When it comes to largemouth and smallmouth bass, “Anglers typically have better luck finding the fish in deeper water during the cooler months. 45 to 60 feet is what I hear from anglers. That’s where they catch them. So if you are targeting black bass, I would look for cliffs and work around that 45- to 60-foot range,” said Senger.

For smallies Senger recommends working your baits along rocky shore areas as well as cliff faces and steep drop-offs. “Don’t go back into coves with a lot of vegetation. With largemouth bass you might have some luck, but they are probably going to be a little deeper, looking for that warmer water.”

When it comes to the bass species, anglers looking for numbers of fish may want to focus their efforts on Lake Mead, but those looking for big fish may want to put their time in on Lake Mohave. Smallmouth bass topping the 4-pound mark are not uncommon and will give you a memorable fight.

Willow Beach, located on the Arizona shoreline at the north end of Lake Mohave is known for producing striped bass weighing 30-pounds or more. While that is not a daily occurrence, it is not surprising when a lucky angler reels in something that large. If you are just looking to catch something in the double-digit realm, this might well be the place. Just be ready to put in some time. With its ultra-clear water, Willow Beach can be a tough place to catch wary stripers and will put one’s angling skills to the test.

In addition to stripers, Willow Beach also is a good place to catch rainbow trout. The National Fish Hatchery, located just upstream from the marina, stocks trout every Friday. You can also find trout in the lower Colorado River below Davis Dam at Laughlin.

While many anglers who visit Southern Nevada concentrate their efforts on catching one or more of the bass species, there is growing interest in Lake Mead’s surging crappie population. Generally, the fish are found in the Overton Arm.

“Crappie fishing is typically good year round – cold water or hot water – so if people are looking for something new to do, winter would be a good time to try fishing for crappie,” Senger said.

“You can also find some bluegill action during the cold weather. They tend to be easier to catch once they start spawning and nesting, but you can still target them in the winter. At Lake Mohave you can find them around habitat structures. At Lake Mead you can look for blue gill in the Overton Arm while you are fishing for crappies.”

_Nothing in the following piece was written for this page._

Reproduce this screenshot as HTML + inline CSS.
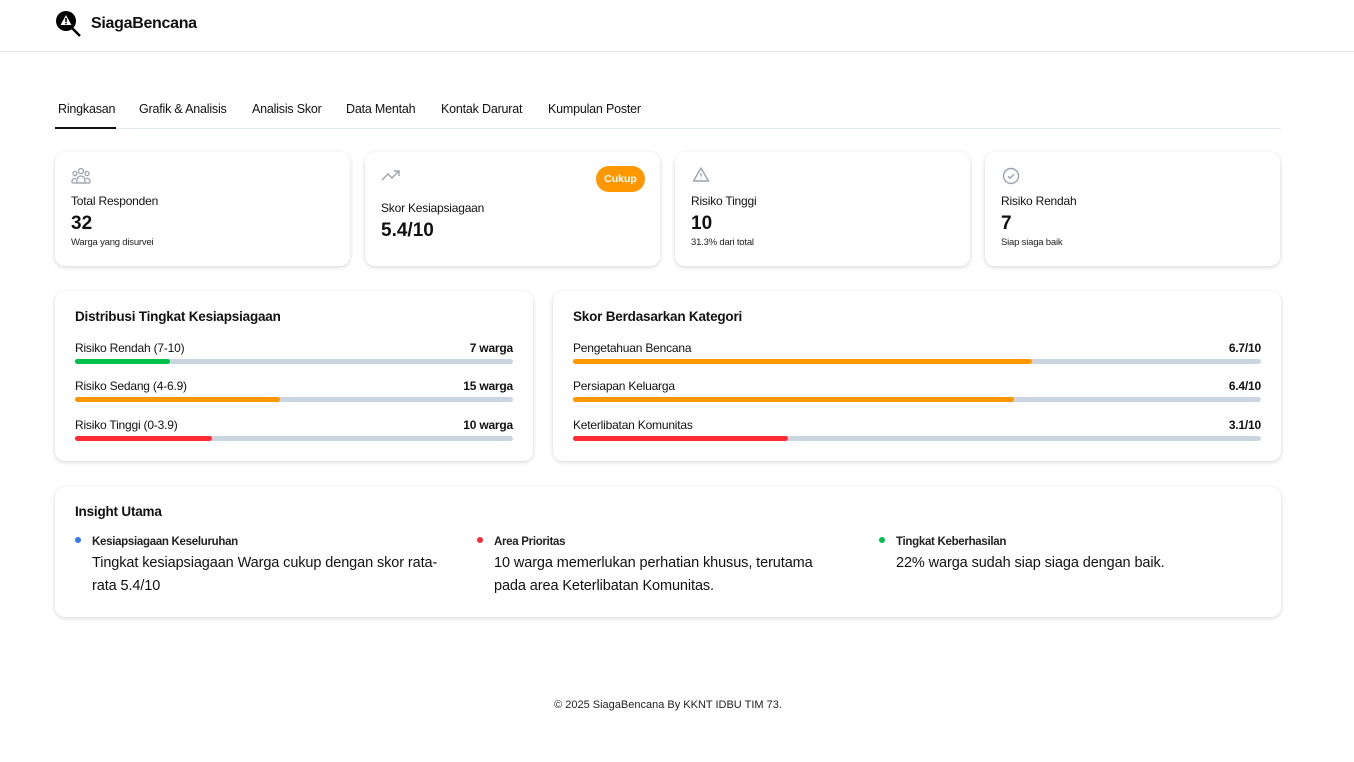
<!DOCTYPE html>
<html><head><meta charset="utf-8"><style>
*{box-sizing:border-box;margin:0;padding:0}
body{width:1354px;height:762px;background:#fff;font-family:"Liberation Sans",sans-serif;color:#111;position:relative;overflow:hidden}
.a{position:absolute}
.hdr{left:0;top:0;width:1354px;height:52px;border-bottom:1px solid #e5e7eb}
.card{position:absolute;background:#fff;border-radius:10px;box-shadow:0 1px 4px rgba(0,0,0,.12),0 2px 6px rgba(0,0,0,.05)}
.tab{position:absolute;top:102px;font-size:12.5px;color:#111;letter-spacing:-0.2px}
.lbl{position:absolute;font-size:12px;color:#111;letter-spacing:-0.2px}
.big{position:absolute;font-size:19px;font-weight:bold}
.sm{position:absolute;font-size:9.5px;color:#222;letter-spacing:-0.2px}
.track{position:absolute;height:5px;background:#cbd5e1;border-radius:3px}
.fill{position:absolute;left:0;top:0;height:5px;border-radius:3px}
.bl{position:absolute;font-size:12px;letter-spacing:-0.2px}
.br{position:absolute;font-size:12px;font-weight:bold;text-align:right;letter-spacing:-0.2px}
.h{position:absolute;font-size:13.5px;font-weight:bold;letter-spacing:-0.2px}
.dot{position:absolute;width:6px;height:6px;border-radius:50%}
.it{position:absolute;font-size:11.5px;font-weight:bold;color:#222;letter-spacing:-0.3px}
.ib{position:absolute;font-size:14.5px;line-height:23px;color:#111;letter-spacing:-0.1px}
</style></head><body>
<div class="a hdr"></div>
<svg class="a" style="left:54px;top:10px" width="28" height="28" viewBox="0 0 28 28">
<circle cx="12" cy="11" r="10" fill="#000"/>
<line x1="18" y1="18" x2="26" y2="26" stroke="#000" stroke-width="2.5"/>
<path d="M12 5 L17.5 15 L6.5 15 Z" fill="#fff"/>
<rect x="11.2" y="8" width="1.6" height="4" fill="#000"/><rect x="11.2" y="12.8" width="1.6" height="1.4" fill="#000"/>
</svg>
<div class="a" style="left:91px;top:15px;font-size:16px;font-weight:bold;letter-spacing:-0.3px">SiagaBencana</div>

<div class="tab" style="left:58px">Ringkasan</div>
<div class="tab" style="left:139px">Grafik &amp; Analisis</div>
<div class="tab" style="left:252px">Analisis Skor</div>
<div class="tab" style="left:346px">Data Mentah</div>
<div class="tab" style="left:441px">Kontak Darurat</div>
<div class="tab" style="left:548px">Kumpulan Poster</div>
<div class="a" style="left:55px;top:128px;width:1226px;height:1px;background:#e2e8f0"></div>
<div class="a" style="left:55px;top:127px;width:61px;height:2px;background:#111"></div>

<div class="card" style="left:55px;top:152px;width:295px;height:114px"></div>
<div class="card" style="left:365px;top:152px;width:295px;height:114px"></div>
<div class="card" style="left:675px;top:152px;width:295px;height:114px"></div>
<div class="card" style="left:985px;top:152px;width:295px;height:114px"></div>

<svg class="a" style="left:71px;top:167px" width="20" height="18" viewBox="0 0 20 18" fill="none" stroke="#9ca3af" stroke-width="1.3">
<circle cx="10" cy="4" r="2.5"/><circle cx="4" cy="6.5" r="2"/><circle cx="16" cy="6.5" r="2"/>
<path d="M6 16v-3a4 4 0 0 1 8 0v3z"/><path d="M1 16v-2a3 3 0 0 1 4-2.5M19 16v-2a3 3 0 0 0-4-2.5M1 16h18"/>
</svg>
<div class="lbl" style="left:71px;top:194px">Total Responden</div>
<div class="big" style="left:71px;top:213px">32</div>
<div class="sm" style="left:71px;top:237px">Warga yang disurvei</div>

<svg class="a" style="left:381px;top:168px" width="20" height="14" viewBox="0 0 20 14" fill="none" stroke="#9ca3af" stroke-width="1.4"><path d="M1 12l6-6 4 4 7-7M13 3h5v5"/></svg>
<div class="a" style="left:596px;top:166px;width:49px;height:26px;border-radius:13px;background:#ff9800;color:#fff;font-size:10.5px;font-weight:bold;text-align:center;line-height:26px">Cukup</div>
<div class="lbl" style="left:381px;top:201px">Skor Kesiapsiagaan</div>
<div class="big" style="left:381px;top:220px">5.4/10</div>

<svg class="a" style="left:692px;top:166px" width="18" height="17" viewBox="0 0 18 17" fill="none" stroke="#9ca3af" stroke-width="1.4"><path d="M9 2L16.5 15H1.5Z" stroke-linejoin="round"/><path d="M9 7v3.5M9 12.5v.5"/></svg>
<div class="lbl" style="left:691px;top:194px">Risiko Tinggi</div>
<div class="big" style="left:691px;top:213px">10</div>
<div class="sm" style="left:691px;top:237px">31.3% dari total</div>

<svg class="a" style="left:1002px;top:167px" width="18" height="18" viewBox="0 0 18 18" fill="none" stroke="#9ca3af" stroke-width="1.4"><circle cx="9" cy="9" r="7.5"/><path d="M6 9.2l2 2 4-4"/></svg>
<div class="lbl" style="left:1001px;top:194px">Risiko Rendah</div>
<div class="big" style="left:1001px;top:213px">7</div>
<div class="sm" style="left:1001px;top:237px">Siap siaga baik</div>

<div class="card" style="left:55px;top:291px;width:478px;height:170px"></div>
<div class="card" style="left:553px;top:291px;width:728px;height:170px"></div>
<div class="h" style="left:75px;top:309px">Distribusi Tingkat Kesiapsiagaan</div>
<div class="bl" style="left:75px;top:341px">Risiko Rendah (7-10)</div><div class="br" style="left:413px;width:100px;top:341px">7 warga</div>
<div class="track" style="left:75px;top:359px;width:438px"><div class="fill" style="width:95px;background:#00c04b"></div></div>
<div class="bl" style="left:75px;top:379px">Risiko Sedang (4-6.9)</div><div class="br" style="left:413px;width:100px;top:379px">15 warga</div>
<div class="track" style="left:75px;top:397px;width:438px"><div class="fill" style="width:205px;background:#ff9800"></div></div>
<div class="bl" style="left:75px;top:418px">Risiko Tinggi (0-3.9)</div><div class="br" style="left:413px;width:100px;top:418px">10 warga</div>
<div class="track" style="left:75px;top:436px;width:438px"><div class="fill" style="width:137px;background:#ff2a38"></div></div>

<div class="h" style="left:573px;top:309px">Skor Berdasarkan Kategori</div>
<div class="bl" style="left:573px;top:341px">Pengetahuan Bencana</div><div class="br" style="left:1161px;width:100px;top:341px">6.7/10</div>
<div class="track" style="left:573px;top:359px;width:688px"><div class="fill" style="width:459px;background:#ff9800"></div></div>
<div class="bl" style="left:573px;top:379px">Persiapan Keluarga</div><div class="br" style="left:1161px;width:100px;top:379px">6.4/10</div>
<div class="track" style="left:573px;top:397px;width:688px"><div class="fill" style="width:441px;background:#ff9800"></div></div>
<div class="bl" style="left:573px;top:418px">Keterlibatan Komunitas</div><div class="br" style="left:1161px;width:100px;top:418px">3.1/10</div>
<div class="track" style="left:573px;top:436px;width:688px"><div class="fill" style="width:215px;background:#ff2a38"></div></div>

<div class="card" style="left:55px;top:487px;width:1226px;height:130px"></div>
<div class="h" style="left:75px;top:504px">Insight Utama</div>
<div class="dot" style="left:75px;top:537px;background:#2f7cf6"></div>
<div class="it" style="left:92px;top:536px">Kesiapsiagaan Keseluruhan</div>
<div class="ib" style="left:92px;top:552px;width:360px">Tingkat kesiapsiagaan Warga cukup dengan skor rata-<br>rata 5.4/10</div>
<div class="dot" style="left:477px;top:537px;background:#ff2a38"></div>
<div class="it" style="left:494px;top:536px">Area Prioritas</div>
<div class="ib" style="left:494px;top:552px;width:370px">10 warga memerlukan perhatian khusus, terutama<br>pada area Keterlibatan Komunitas.</div>
<div class="dot" style="left:879px;top:537px;background:#00c04b"></div>
<div class="it" style="left:896px;top:536px">Tingkat Keberhasilan</div>
<div class="ib" style="left:896px;top:552px;width:370px">22% warga sudah siap siaga dengan baik.</div>

<div class="a" style="left:0;top:699px;width:1336px;text-align:center;font-size:11px;color:#222">© 2025 SiagaBencana By KKNT IDBU TIM 73.</div>
</body></html>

If you decide to make a southern swing part of your winter fishing regimen, you and your friends can rent a fishing boat at multiple locations on both reservoirs. While a boat is not an absolute necessity to fish Mead or Mohave, having one at your disposal does open the door to more fishing opportunity.

Lake Mohave holds a good and growing population of scrappy smallmouth bass. This smallie, caught and released by Roger Williams, is typical of the fish found in the reservoir.

(Doug Nielsen)

At Lakes Mead and Mohave, there is no limit for striped bass less than 20 inches total length. For stripers with a total length of 20 inches or longer, the limit is 20 fish. These generous limits help to make stripers a popular game fish.